Why DFS will never succeed in the European market
Liam Casey has consulted with betonexperts and is currently working with Stars Group focusing on marketing innovation, commercial performance and optimal structures for growth

DFS exists in its current guise due to one reason. That reason is 13 October 2006 – the day that UIGEA was signed into law. Fantasy sports received a specific carve out within the last-minute bill, which focused on skill as the predominant factor that allows companies to operate in a grey area which has left the actual legality of DFS up to individual states to decide.
The first actual DFS companies began to spring up from early 2007 onwards, rushing in to fill the sports gap left by the withdrawal of sports betting operators. The household names of FanDuel and DraftKings built significant volume fast, but the attractiveness of their product and proposition (to the European sports betting market) was summarised by FanDuel withdrawing at short notice from the UK market recently.

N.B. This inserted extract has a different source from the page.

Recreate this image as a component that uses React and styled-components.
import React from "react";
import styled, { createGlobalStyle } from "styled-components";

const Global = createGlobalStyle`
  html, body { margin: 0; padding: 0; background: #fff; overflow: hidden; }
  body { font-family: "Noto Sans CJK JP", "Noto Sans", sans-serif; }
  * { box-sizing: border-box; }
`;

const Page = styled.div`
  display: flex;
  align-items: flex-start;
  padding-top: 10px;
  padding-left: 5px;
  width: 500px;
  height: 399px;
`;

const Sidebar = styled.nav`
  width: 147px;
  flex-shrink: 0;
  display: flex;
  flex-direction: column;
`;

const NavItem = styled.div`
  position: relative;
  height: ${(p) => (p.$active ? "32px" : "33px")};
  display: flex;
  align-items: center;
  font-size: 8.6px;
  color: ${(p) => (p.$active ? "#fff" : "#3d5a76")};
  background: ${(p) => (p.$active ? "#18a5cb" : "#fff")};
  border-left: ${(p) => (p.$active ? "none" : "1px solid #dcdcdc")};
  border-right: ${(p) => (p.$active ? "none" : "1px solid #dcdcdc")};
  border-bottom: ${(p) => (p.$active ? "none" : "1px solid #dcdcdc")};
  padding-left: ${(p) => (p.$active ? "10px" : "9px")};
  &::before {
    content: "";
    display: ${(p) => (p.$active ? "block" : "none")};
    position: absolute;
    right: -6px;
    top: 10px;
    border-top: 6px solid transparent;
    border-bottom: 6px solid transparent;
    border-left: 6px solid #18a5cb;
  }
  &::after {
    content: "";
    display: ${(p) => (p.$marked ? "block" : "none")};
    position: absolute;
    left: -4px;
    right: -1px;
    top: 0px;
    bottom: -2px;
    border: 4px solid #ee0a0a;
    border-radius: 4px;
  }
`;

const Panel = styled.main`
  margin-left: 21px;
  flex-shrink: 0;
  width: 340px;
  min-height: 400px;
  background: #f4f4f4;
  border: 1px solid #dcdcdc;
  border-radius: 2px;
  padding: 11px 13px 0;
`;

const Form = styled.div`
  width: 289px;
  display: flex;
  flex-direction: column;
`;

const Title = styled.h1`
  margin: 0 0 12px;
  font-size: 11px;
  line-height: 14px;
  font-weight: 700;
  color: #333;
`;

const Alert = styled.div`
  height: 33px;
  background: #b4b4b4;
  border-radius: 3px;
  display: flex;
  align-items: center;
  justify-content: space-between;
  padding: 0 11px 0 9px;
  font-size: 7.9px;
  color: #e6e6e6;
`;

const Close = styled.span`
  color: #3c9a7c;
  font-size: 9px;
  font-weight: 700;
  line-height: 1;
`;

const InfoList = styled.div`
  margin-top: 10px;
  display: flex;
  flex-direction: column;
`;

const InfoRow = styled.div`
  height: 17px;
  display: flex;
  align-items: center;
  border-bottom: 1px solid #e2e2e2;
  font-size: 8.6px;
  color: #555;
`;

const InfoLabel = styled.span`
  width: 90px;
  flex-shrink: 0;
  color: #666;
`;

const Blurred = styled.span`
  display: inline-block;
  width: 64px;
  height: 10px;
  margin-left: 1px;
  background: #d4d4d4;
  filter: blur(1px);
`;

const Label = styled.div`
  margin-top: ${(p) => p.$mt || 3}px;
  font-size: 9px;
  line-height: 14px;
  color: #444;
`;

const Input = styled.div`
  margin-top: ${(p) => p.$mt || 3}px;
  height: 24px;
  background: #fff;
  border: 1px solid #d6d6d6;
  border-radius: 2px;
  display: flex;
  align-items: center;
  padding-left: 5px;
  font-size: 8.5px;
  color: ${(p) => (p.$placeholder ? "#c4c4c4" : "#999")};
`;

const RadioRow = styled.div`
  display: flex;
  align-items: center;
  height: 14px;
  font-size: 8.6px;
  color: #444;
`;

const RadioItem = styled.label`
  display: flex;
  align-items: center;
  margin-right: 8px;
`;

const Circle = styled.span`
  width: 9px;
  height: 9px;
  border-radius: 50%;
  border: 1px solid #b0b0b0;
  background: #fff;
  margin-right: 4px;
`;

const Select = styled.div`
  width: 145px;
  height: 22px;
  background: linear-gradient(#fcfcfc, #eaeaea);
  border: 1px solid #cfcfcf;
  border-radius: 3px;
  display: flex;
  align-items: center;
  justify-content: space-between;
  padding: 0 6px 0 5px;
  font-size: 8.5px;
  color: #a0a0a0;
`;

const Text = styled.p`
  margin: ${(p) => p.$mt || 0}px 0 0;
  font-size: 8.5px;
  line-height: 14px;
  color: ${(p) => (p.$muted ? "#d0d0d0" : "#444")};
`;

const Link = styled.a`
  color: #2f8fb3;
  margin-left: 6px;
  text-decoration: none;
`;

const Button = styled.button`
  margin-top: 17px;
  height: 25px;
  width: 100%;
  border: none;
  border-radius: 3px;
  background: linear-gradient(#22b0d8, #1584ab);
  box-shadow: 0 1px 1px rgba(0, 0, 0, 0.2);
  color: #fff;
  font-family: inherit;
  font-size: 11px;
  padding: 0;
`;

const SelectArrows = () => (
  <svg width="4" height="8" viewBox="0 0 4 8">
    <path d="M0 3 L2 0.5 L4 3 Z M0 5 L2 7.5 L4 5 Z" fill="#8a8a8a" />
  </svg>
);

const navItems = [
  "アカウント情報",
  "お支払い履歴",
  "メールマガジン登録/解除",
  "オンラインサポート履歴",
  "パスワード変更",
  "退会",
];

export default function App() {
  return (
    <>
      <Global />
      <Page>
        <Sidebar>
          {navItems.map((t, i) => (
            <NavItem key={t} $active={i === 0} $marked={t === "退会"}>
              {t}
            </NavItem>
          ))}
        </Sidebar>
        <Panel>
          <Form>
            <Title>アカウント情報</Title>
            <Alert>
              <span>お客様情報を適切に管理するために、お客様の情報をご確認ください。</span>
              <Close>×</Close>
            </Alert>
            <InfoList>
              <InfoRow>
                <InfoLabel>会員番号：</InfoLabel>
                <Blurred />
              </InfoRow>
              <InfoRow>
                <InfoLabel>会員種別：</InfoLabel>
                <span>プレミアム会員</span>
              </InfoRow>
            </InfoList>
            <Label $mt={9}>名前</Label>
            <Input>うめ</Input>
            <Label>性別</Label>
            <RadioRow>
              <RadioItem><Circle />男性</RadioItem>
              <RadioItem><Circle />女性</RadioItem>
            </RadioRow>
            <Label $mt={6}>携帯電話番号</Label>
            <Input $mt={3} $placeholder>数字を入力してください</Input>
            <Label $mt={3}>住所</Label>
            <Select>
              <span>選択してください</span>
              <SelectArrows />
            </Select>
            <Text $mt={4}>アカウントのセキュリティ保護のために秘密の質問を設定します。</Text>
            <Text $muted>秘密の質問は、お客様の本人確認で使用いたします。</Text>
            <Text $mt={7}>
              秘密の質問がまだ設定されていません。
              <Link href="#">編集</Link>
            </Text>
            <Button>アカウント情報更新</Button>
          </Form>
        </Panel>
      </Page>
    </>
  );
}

DFS doesn’t work in Europe for a simple reason. The bread and butter opportunities for sports bettors of every type are single bets on single games or outcomes and small accumulators for the more casual gambler. This isn’t possible in DFS. If I can’t have a simple bet to win on my favourite team, you have no way of acquiring me as a customer.
I know of multiple EU sports betting companies that have looked long and hard at fantasy sports in general, done their background testing, and its only really the ones with significant scale and resources, as well as long term designs on the US that have made any commitment to the DFS vertical.
General industry opinion is that when sports betting does become legal in the US (on a state by state basis), that it’ll be those companies that have had “good citizen” fantasy sports businesses that will be top of the queue to get state licences. Until then, European adoption is little but…a fantasy.